ASX listed fund managers agree Australia’s done well out of COVID-19 but remain uncertain about whether markets will take well to stimulus measures being withdrawn.

COVID-19 led to unprecedented stimulus measures such as record low interest rates and heavy levels of government spending to minimise the damage of lockdown laws on the economy.

While it is difficult to quantify the overall impact, some sectors have done well, such as the construction and lending sectors. For other sectors, such as furniture retailing, the boredom of locked down consumers was enough of a stimulus.

But what will happen when this stimulus is withdrawn?

ASX fund management companies say it is anyone’s guess. The fundies are currently releasing their half yearly results to the market accompanied with an update on their performance.

One such company is Argo (ASX:ARG) which this morning announced a $67.4 million profit, 43 per cent down on the prior corresponding period – but that investment performance was up 12.3 per cent.

Argo noted that Australia had done better than many other countries. But the stimulus had played its part and it wouldn’t just be a case of turning off a tap.

“Despite numerous and ongoing state border closures, Australia has continued to fare well both economically and in the fight against COVID-19,” it said.

“Economic growth has rebounded and the outlook has improved with the economy likely to continue to benefit from ultra-low interest rates and strong commodity prices.”

“However we are also cognisant of potential challenges arising as unprecedented stimulus measures are unwound and the Australian and global economies transition to a new normal.”

 

Outlook ‘unclear’ but trajectory of debt markets critical

Another was Switzer – specifically its ETF the Dividend Growth Fund (ASX:SWTZ). It said markets were going well but it remained to be seen if they still would dance when the music stopped.

“There is little doubt that equity markets are pricing a benign outlook for interest rates, with a slow and steady rise being acceptable compared with a breakdown in the debt markets and much higher rates,” it said.

“On the other hand, there is also the possibility that growth again slows, the stimulus package proves ineffectual and interest rates decline.

“The actual trajectory of debt markets over the next few months remains critical for the performance of the equity market and the leadership within the market. At this stage the outlook is unclear.”

 

Dividends may recover

Both ASX fund managers remained confident that dividends would return.

Dividend paying companies have been harder to find as traditionally reliable payers cut or held back on making shareholder payouts during COVID-19.

Switzer said dividends were subject to continued recovery but declared that “we are past the worst of the dividend drought”.

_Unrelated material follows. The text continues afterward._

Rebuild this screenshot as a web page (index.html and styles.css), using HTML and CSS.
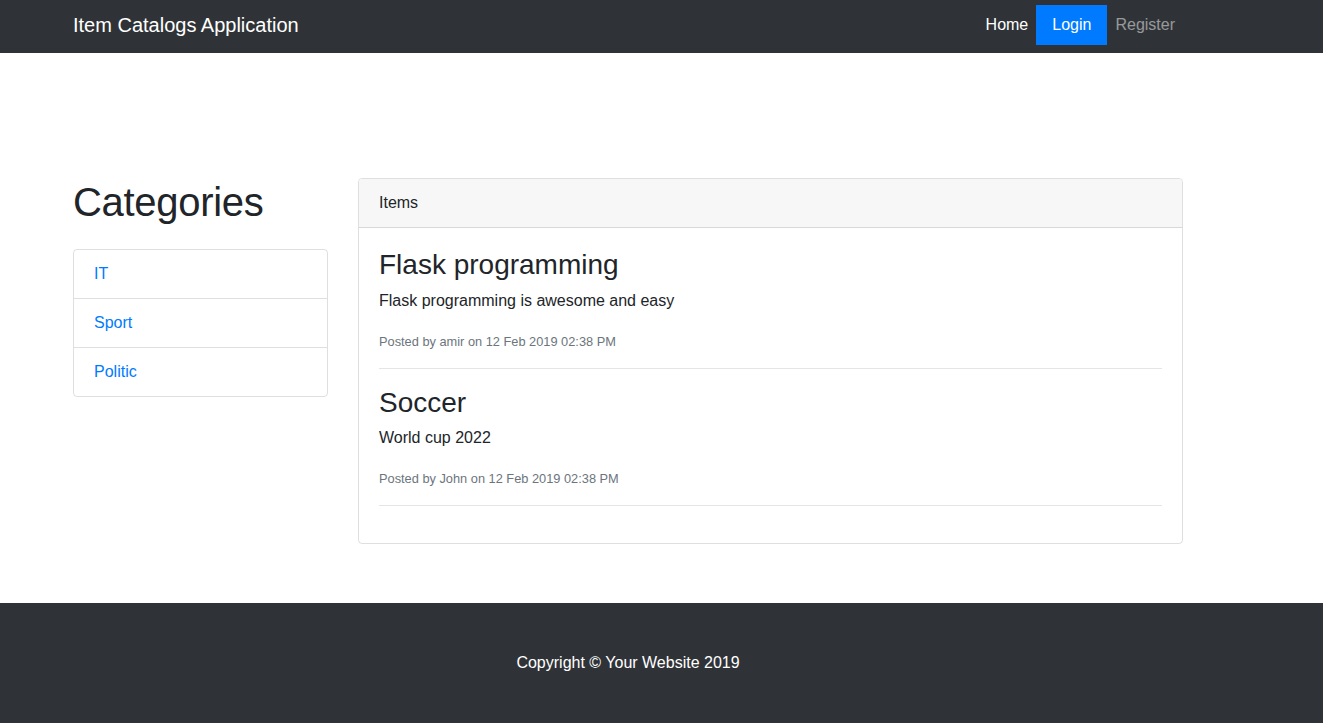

“There is a likelihood of significant dividend growth over the next couple of years and we look forward to the February result season for positive signs that dividend growth is commencing.”

Argo meanwhile simply said that it was “encouraged by the prospect of company dividends to shareholders beginning to recover”.

It was able to use cash reserves to pay an interim dividend of 14 cents per share, only down 12.5 per cent on last year.